The exclusive dealer manager and solicitation agent for the tender offer is Bear, Stearns & Co. Inc. (“Bear Stearns”). Questions regarding the tender offer may directed to Bear Stearns at (877) 696-BEAR (toll free) or (212) 272-5112 (collect). The information agent and tender agent for the tender offer is D.F. King & Co., Inc. Requests for the Statement may be directed to D.F. King & Co., Inc., as information agent, at 48 Wall Street, 22nd Floor, New York, New York 10005. The information agent may be contacted at (212) 269-5550 (for banks and brokers only) and (800) 628-8208 (for all others toll free).
 
 
 

 
 
This release does not constitute an offer to purchase, a solicitation of an offer to sell or a solicitation of consent with respect to any securities.
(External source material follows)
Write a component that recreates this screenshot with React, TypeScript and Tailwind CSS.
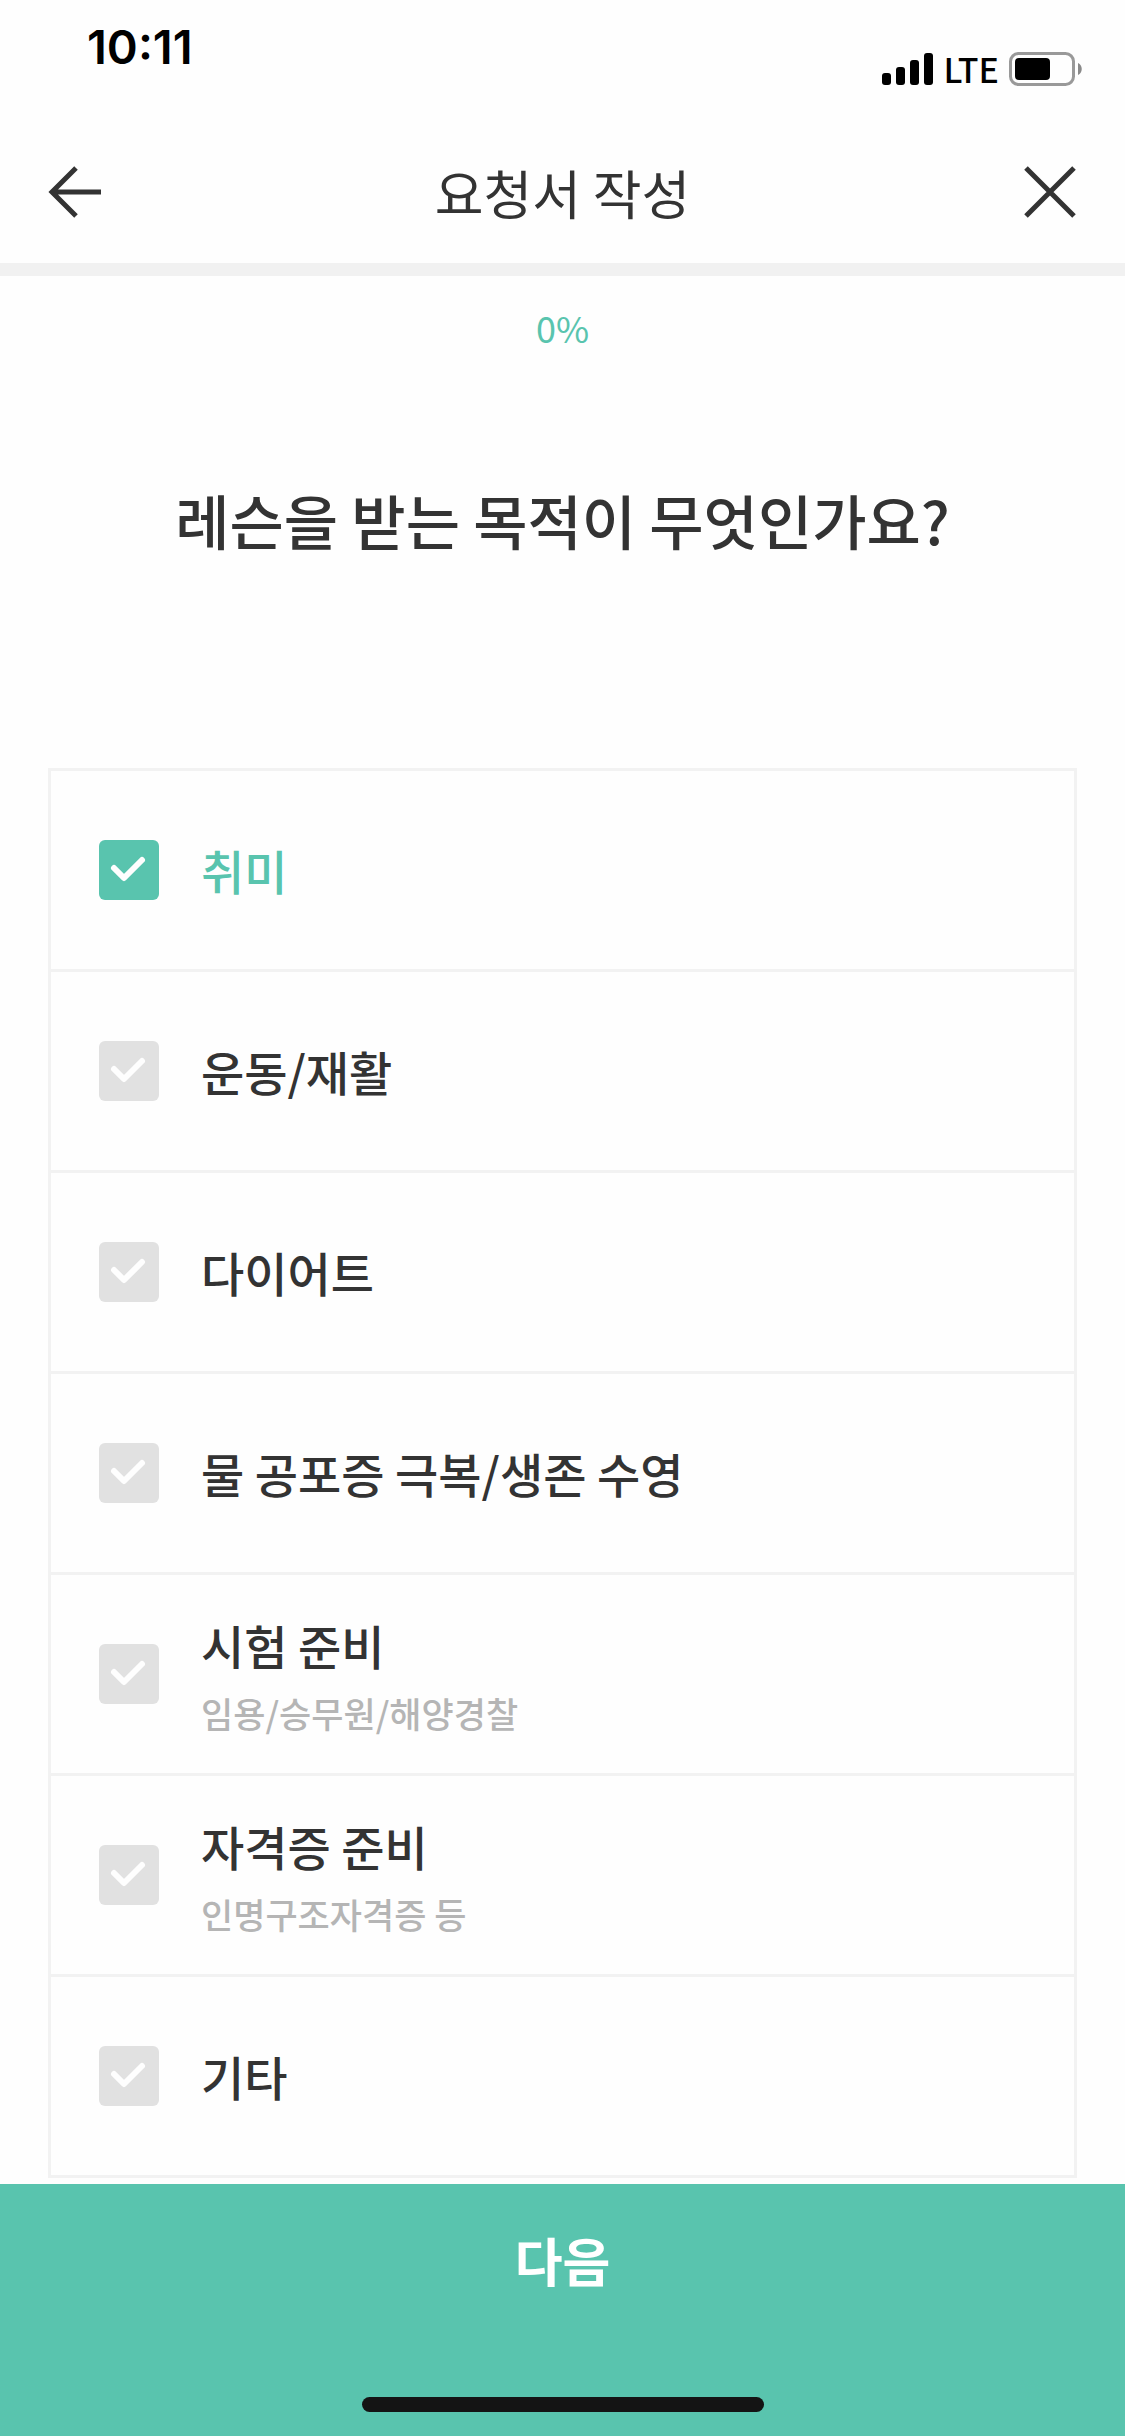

The offer is being made solely by the Statement.
 
ABOUT AMERICAN CASINO & ENTERTAINMENT PROPERTIES LLC
 
ACEP owns and operates four gaming and entertainment properties in southern Nevada. The four properties are the Stratosphere Casino Hotel & Tower, which is located on the Las Vegas Strip and caters to visitors to Las Vegas, two off-Strip casinos, Arizona Charlie’s Decatur and Arizona Charlie’s Boulder, which cater primarily to residents of Las Vegas and the surrounding communities, and the Aquarius Casino Resort which caters to visitors to Laughlin.
 
CAUTIONARY STATEMENTS
 
This press release contains certain forward-looking statements regarding future circumstances. These forward-looking statements are subject to risk and uncertainties that could cause actual results to differ materially from those contemplated in such forward-looking statements, including in particular the risks and uncertainties described in ACEP’s SEC filings. ACEP undertakes no obligation to publicly release any revisions to these forward-looking statements to reflect events or circumstances after the date hereof.
 
Note: This press release and other press releases and information can be viewed at ACEP’s website at www.acepllc.com.